Saat itulah kekuasaan Suu Kyi mulai tampak. Ia diangkat menjadi penasihat negara, posisi baru yang dibuat oleh dewan dan ditandatangani menjadi undang-undang oleh Htin Kyaw. Jabatan Suu Kyi mirip dengan perdana menteri dan berpotensi lebih kuat dari presiden.
Penciptaan jabatan yang diemban Suu Kyi sampai sekarang ini membuat junta militer meradang. Anggota legislatif dari pihak junta militer menganggap posisi baru itu inkonstitusional dan menolak untuk mengambil bagian dalam pemungutan suara pada RUU yang dibuat untuk mengukuhkan posisi tersebut.

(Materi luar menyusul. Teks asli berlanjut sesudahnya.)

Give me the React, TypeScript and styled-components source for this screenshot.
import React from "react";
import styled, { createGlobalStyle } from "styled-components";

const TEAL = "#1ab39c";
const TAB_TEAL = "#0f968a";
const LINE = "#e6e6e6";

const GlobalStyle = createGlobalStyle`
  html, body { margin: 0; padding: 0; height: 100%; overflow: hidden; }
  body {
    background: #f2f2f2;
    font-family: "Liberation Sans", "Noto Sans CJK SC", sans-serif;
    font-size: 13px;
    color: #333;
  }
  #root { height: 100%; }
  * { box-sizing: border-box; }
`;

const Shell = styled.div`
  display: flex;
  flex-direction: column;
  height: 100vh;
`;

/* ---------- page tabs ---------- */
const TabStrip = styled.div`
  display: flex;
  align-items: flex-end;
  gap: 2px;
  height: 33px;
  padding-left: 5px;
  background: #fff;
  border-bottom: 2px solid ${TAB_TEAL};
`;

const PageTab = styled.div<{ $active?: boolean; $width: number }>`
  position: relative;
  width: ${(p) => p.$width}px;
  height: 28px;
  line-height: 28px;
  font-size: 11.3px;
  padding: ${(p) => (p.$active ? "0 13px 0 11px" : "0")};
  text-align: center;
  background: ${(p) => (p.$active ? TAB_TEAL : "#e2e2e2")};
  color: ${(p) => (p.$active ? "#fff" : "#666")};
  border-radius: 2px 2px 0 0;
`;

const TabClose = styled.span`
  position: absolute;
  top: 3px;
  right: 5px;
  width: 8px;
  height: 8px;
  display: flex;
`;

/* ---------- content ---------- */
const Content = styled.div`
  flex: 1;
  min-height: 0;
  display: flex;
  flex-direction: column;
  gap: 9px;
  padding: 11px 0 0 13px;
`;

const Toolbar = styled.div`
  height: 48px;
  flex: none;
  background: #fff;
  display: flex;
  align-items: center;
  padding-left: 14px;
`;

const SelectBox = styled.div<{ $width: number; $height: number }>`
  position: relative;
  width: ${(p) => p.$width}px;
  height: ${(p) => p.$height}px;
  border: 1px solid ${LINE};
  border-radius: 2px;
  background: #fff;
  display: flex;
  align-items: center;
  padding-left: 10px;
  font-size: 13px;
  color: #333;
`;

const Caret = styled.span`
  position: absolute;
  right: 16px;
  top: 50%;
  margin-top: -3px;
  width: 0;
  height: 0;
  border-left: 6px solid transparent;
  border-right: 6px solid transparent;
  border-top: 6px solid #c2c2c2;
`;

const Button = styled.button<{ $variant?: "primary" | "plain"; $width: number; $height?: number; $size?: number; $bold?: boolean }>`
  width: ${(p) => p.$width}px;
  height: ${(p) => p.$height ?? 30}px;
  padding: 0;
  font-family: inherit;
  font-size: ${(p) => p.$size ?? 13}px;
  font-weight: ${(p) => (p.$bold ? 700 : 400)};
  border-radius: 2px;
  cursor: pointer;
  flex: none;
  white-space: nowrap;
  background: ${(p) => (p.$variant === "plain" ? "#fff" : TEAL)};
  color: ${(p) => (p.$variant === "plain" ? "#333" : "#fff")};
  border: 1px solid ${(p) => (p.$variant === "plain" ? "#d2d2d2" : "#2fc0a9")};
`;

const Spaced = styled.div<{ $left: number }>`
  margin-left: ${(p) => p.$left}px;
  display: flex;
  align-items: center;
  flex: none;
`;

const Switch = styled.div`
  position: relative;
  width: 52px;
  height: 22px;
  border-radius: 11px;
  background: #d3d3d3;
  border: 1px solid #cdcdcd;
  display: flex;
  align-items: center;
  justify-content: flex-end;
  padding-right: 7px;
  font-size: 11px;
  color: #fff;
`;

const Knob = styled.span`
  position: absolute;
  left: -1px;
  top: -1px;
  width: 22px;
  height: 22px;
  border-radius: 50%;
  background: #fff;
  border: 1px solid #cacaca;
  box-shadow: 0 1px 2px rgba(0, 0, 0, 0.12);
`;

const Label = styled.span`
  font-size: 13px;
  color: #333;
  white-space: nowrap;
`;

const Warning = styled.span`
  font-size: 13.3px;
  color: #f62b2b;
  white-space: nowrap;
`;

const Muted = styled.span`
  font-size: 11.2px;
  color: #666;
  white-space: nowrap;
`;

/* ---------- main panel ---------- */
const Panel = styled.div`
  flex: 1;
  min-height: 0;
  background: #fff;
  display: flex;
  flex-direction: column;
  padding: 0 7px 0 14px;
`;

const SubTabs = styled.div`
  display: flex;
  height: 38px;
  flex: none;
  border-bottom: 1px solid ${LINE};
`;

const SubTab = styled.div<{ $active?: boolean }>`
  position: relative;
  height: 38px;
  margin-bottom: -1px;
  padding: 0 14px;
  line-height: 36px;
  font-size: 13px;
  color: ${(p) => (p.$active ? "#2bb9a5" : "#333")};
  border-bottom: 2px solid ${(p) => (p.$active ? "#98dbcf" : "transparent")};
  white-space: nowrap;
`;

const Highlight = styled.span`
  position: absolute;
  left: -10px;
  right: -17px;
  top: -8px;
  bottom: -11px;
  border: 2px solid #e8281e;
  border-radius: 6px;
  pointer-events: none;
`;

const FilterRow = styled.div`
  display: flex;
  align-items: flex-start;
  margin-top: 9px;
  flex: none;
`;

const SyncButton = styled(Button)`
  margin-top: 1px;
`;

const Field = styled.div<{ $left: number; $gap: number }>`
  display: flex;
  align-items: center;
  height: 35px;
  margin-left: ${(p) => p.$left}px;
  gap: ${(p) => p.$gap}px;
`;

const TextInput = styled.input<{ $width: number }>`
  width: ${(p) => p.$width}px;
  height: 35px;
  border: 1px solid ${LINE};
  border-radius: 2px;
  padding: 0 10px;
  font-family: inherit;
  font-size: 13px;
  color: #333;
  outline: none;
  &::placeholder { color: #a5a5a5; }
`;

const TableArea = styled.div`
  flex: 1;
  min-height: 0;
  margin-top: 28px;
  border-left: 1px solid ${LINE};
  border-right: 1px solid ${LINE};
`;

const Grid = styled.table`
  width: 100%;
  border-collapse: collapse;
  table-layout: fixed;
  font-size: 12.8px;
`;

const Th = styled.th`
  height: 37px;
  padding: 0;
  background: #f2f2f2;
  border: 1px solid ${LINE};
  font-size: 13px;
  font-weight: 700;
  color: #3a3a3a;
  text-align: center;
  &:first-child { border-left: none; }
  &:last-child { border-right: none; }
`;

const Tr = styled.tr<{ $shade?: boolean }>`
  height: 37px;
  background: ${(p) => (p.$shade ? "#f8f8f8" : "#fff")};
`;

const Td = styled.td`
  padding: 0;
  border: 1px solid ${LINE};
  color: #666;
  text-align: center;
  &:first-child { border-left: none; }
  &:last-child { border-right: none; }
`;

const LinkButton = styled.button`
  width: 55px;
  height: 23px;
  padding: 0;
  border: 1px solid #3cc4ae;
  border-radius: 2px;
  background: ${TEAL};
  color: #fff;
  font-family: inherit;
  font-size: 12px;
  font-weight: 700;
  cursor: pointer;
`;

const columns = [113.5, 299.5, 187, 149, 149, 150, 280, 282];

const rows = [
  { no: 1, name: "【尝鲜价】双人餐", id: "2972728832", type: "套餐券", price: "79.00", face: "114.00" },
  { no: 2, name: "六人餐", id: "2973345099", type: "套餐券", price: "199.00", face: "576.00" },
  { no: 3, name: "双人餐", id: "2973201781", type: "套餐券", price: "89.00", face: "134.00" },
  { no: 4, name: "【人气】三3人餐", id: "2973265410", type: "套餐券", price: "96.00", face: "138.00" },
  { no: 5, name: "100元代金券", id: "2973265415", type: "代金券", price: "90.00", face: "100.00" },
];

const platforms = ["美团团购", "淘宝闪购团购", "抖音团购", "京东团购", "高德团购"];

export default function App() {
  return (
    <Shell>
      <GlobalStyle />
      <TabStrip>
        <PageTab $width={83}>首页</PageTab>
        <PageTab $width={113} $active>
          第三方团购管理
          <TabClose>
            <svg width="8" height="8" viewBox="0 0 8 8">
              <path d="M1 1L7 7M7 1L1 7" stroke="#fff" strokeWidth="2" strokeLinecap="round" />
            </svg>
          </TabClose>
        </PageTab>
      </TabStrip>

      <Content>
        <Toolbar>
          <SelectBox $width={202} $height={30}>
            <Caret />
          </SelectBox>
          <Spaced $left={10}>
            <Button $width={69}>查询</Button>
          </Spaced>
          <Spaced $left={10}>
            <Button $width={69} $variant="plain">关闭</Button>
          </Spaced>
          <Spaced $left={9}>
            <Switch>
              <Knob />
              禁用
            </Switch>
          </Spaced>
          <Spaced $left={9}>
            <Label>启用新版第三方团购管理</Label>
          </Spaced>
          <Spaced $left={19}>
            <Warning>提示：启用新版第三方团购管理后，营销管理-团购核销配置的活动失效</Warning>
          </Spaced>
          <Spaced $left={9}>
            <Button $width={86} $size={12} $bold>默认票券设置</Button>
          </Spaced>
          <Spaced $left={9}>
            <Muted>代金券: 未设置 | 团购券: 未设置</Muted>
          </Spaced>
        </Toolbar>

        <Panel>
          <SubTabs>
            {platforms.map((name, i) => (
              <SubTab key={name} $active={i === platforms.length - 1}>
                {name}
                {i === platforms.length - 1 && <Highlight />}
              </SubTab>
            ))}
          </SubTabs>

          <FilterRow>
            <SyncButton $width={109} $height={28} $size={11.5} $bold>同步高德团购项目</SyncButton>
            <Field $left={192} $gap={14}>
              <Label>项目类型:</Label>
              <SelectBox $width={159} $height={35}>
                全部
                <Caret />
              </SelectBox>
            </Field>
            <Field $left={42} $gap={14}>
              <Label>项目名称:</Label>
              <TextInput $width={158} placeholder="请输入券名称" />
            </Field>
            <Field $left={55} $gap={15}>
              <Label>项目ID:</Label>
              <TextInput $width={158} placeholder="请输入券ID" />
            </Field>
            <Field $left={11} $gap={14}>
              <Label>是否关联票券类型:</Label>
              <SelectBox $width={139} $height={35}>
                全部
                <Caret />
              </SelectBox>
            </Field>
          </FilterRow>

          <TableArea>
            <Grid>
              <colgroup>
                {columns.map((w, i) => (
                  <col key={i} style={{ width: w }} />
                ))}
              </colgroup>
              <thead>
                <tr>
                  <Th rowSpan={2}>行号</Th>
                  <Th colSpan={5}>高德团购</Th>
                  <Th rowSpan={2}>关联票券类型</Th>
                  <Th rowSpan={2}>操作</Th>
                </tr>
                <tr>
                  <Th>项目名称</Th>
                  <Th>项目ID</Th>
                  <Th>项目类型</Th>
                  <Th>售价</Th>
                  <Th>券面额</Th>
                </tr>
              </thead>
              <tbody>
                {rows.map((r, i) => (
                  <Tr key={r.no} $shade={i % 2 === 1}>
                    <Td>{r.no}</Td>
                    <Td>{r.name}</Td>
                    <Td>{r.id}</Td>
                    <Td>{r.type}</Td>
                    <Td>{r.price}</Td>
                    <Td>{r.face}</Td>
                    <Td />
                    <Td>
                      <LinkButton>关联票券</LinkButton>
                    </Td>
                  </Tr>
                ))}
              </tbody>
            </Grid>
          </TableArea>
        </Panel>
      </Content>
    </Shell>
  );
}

Pemerintahan yang baru lahir dilanda sedikit pergolakan pada Maret 2018 ketika Htin Kyaw mengundurkan diri secara tak terduga. Penggantinya, pendukung NLD Win Myint, yang merupakan rekan lama Suu Kyi, diharapkan tak mengubah pembagian kekuasaan yang mapan antara kepresidenan dan posisi konselor negara Suu Kyi.
Sengketa pemilu
Partai NLD yang dipimpin Suu Kyi terus berjaya dan berhasil mengamankan suara pada Pemilu November 2020. Namun setelah itu, sengketa pemilu terjadi.
Seperti dikutip BBC, sebelumnya NLD mengklaim telah memenangkan suara setelah pemungutan suara digelar pada 8 November 2020, meski pejabat pemilu belum mengeluarkan hasil resmi karena suara masih dihitung. Tetapi oposisi yang didukung militer Myanmar, menuduh pemerintah melakukan penyimpangan, meski hanya memberikan sedikit bukti.
Baca juga:
Union Solidarity and Development Party mengatakan tidak mengakui hasil pemilu dan meminta pihak berwenang untuk mengadakan pemilihan yang bebas, adil, tidak memihak dan bebas dari kampanye yang tidak adil. Namun sejauh ini militer tidak memberikan bukti. Sementara komisi pemilihan umum Myanmar menegaskan bahwa pemilu telah berlaku adil dan bebas.
Namun ketegangan antara pemerintah sipil dan militer tak mereda. Sampai hari ini, terjadi peristiwa penangkapan Suu Kyi dan Presiden Myanmar Win Wyint oleh pihak militer karena dituduh melakukan kudeta.